Difficile, lors de symptômes inhabituels ou inconnus d’une pathologie, de poser un diagnostic clair. Si la cause génétique est soupçonnée, sa confirmation nécessite des outils d’analyse de pointe ainsi qu’un réseau international de spécialistes. L’expertise de l’équipe du Pr Alexandre Reymond, directeur du Centre intégratif de génomique de l’UNIL, a joué un rôle-clé dans l’identification d’une nouvelle maladie génétique rare, décrite dans l’édition du 6 mai 2021 de la revue «American Journal of Human Genetics».
Le diagnostic, une tâche parfois ardue
Lorsque qu’un enfant présente les symptômes d’une pathologie, les parents se tournent vers les cliniciens dans l’espoir d’obtenir des réponses. Cependant, la pose d’un diagnostic n’est pas toujours chose aisée. Par exemple, si les symptômes présentés par l’enfant sont rares ou ne correspondent pas exactement à ceux d’une maladie connue, les cliniciens ne peuvent identifier avec certitude un syndrome et ses origines. Quand une cause génétique est soupçonnée, ils font souvent appel à des chercheurs, qui tenteront d’établir un diagnostic sur la base du séquençage de l’ADN des membres de la famille. Des cliniciens italiens se sont ainsi adressés au laboratoire d’Alexandre Reymond, professeur ordinaire à la Faculté de biologie et de médecine et directeur du Centre intégratif de génomique (CIG) de l’UNIL, afin d’étudier le cas d’une jeune fille présentant un syndrome complexe. Leurs découvertes ont fait l’objet d’un article publié dans l’édition du 6 mai 2021 de l’American Journal of Human Genetics (AJHG).

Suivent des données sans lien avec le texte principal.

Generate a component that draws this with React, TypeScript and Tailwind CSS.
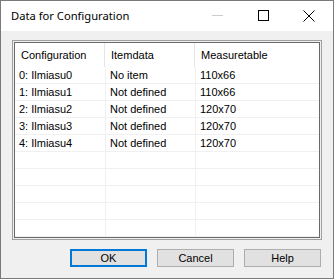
const rows = [
  ["0: Ilmiasu0", "No item", "110x66"],
  ["1: Ilmiasu1", "Not defined", "110x66"],
  ["2: Ilmiasu2", "Not defined", "120x70"],
  ["3: Ilmiasu3", "Not defined", "120x70"],
  ["4: Ilmiasu4", "Not defined", "120x70"],
  ["", "", ""],
  ["", "", ""],
  ["", "", ""],
  ["", "", ""],
  ["", "", ""],
];

export default function App() {
  return (
    <div className="w-[334px] h-[279px] border border-[#7a7a7a] bg-[#f0f0f0] flex flex-col font-['Liberation_Sans',sans-serif] text-[11px] text-black">
      {/* Title bar */}
      <div className="h-[30px] bg-white flex items-center relative">
        <span className="pl-[10px] text-[11.2px] font-['Noto_Sans',sans-serif] leading-none">Data for Configuration</span>
        <div className="absolute left-[211px] top-[14px] w-[11px] h-px bg-[#cccccc]" />
        <div className="absolute left-[257px] top-[9px] w-[11px] h-[11px] border border-black" />
        <svg className="absolute left-[302px] top-[9px]" width="12" height="12" viewBox="0 0 12 12">
          <path d="M0.5 0.5 L11.5 11.5 M11.5 0.5 L0.5 11.5" stroke="#000" strokeWidth="1" />
        </svg>
      </div>

      {/* Client area */}
      <div className="flex-1 flex flex-col px-[11px] pt-[9px]">
        <div className="h-[200px] border border-[#a0a0a0] p-px">
          <div className="h-full border border-[#696969] bg-white flex flex-col">
            <div className="h-[24px] flex shrink-0">
              <div className="w-[90px] border-r border-[#e5e5e5] pl-[6px] flex items-center">Configuration</div>
              <div className="w-[90px] border-r border-[#e5e5e5] pl-[6px] flex items-center">Itemdata</div>
              <div className="flex-1 pl-[6px] flex items-center">Measuretable</div>
            </div>
            {rows.map((r, i) => (
              <div key={i} className="h-[17px] flex shrink-0 border-b border-[#f0f0f0]">
                <div className="w-[91px] border-r border-[#f0f0f0] pl-[4px] flex items-center">{r[0]}</div>
                <div className="w-[90px] border-r border-[#f0f0f0] pl-[4px] flex items-center">{r[1]}</div>
                <div className="flex-1 pl-[4px] flex items-center">{r[2]}</div>
              </div>
            ))}
          </div>
        </div>

        <div className="flex justify-end gap-[10px] pt-[9px] pr-px">
          <button className="w-[77px] h-[18px] bg-[#e1e1e1] border-2 border-[#0078d7] flex items-center justify-center">OK</button>
          <button className="w-[77px] h-[18px] bg-[#e1e1e1] border border-[#adadad] flex items-center justify-center">Cancel</button>
          <button className="w-[77px] h-[18px] bg-[#e1e1e1] border border-[#adadad] flex items-center justify-center">Help</button>
        </div>
      </div>
    </div>
  );
}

L’identification de variations suspectes
L’analyse du génome de l’enfant atteint ainsi que de sa famille a permis d’identifier une mutation nouvelle, un changement de lettre dans la zone de l’ADN correspondant au gène nommé AFF3. Ce gène donne le mode d’emploi pour la fabrication d’une protéine régulatrice, capable de dicter l’abondance d’autre protéines impliquées dans de nombreux mécanismes, notamment lors du développement fœtal. Des collaborations internationales ont permis d’identifier un total de 18 patients présentant des changements dans le gène AFF3 et des symptômes similaires. Ces symptômes incluent, mais ne sont pas restreints à une déficience intellectuelle, de l’épilepsie, une malformation des reins ainsi que des malformations osseuses des membres.
L’existence d’indices in silico
Restait à découvrir comment ces mutations du gène AFF3 peuvent induire un syndrome aussi complexe. La connaissance des gènes et de leurs rôles est un domaine en constante évolution. Les travaux des chercheurs de par le monde permettent de compléter ce savoir et leurs trouvailles sont accessibles sur des plateformes spécialisées. «Les informations disponibles sur AFF3 permettent de déduire qu’il régule indirectement certaines étapes du développement fœtal. De plus, notre modélisation informatique a permis de déterminer que les mutations observées chez les patients peuvent affecter la forme de la protéine AFF3, et donc sa fonction, déréglant ainsi des processus embryonnaires cruciaux. La localisation de la protéine AFF3 dans le cerveau suggère aussi un lien avec le développement neuronal», relate la DreSc. Norine Voisin, alors doctorante au sein du groupe du Pr Alexandre Reymond et première auteure de l’article publié dans AJHG.
Confirmer l’hypothèse in vivo
Le lien entre AFF3 et le développement du cerveau et des os n’étant pas encore directement établi, les scientifiques lausannois ont vérifié cette corrélation chez la souris. «Un moyen de déterminer le rôle d’un gène est d’enlever celui-ci ou de le modifier chez l’animal et de mesurer ensuite l’impact sur son développement», relève Alexandre Reymond, directeur de l’étude. «Nous avons pu observer que la modification du gène AFF3 chez le rongeur induit effectivement des malformations osseuses et cérébrales, ainsi qu’un disfonctionnement rénal, des symptômes qui rappellent ceux observés chez nos patients.»
Suspectant que le mécanisme d’action des mutations identifiées résulte d’une accumulation pathologique de la protéine AFF3, les généticiens ont testé cette hypothèse en utilisant des poissons-zèbre. Ils ont augmenté artificiellement la quantité de protéines AFF3 dans les œufs de poissons, ce qui a entraîné des défauts du développement des embryons. «Ces résultats corroborent l’hypothèse qu’AFF3 est crucial pour un bon développement embryonnaire et que des mutations affectant sa fonction et/ou son dosage sont la cause de malformations osseuses, cérébrales et rénales, expliquant ainsi le nouveau syndrome identifié chez 18 patients», conclut Norine Voisin.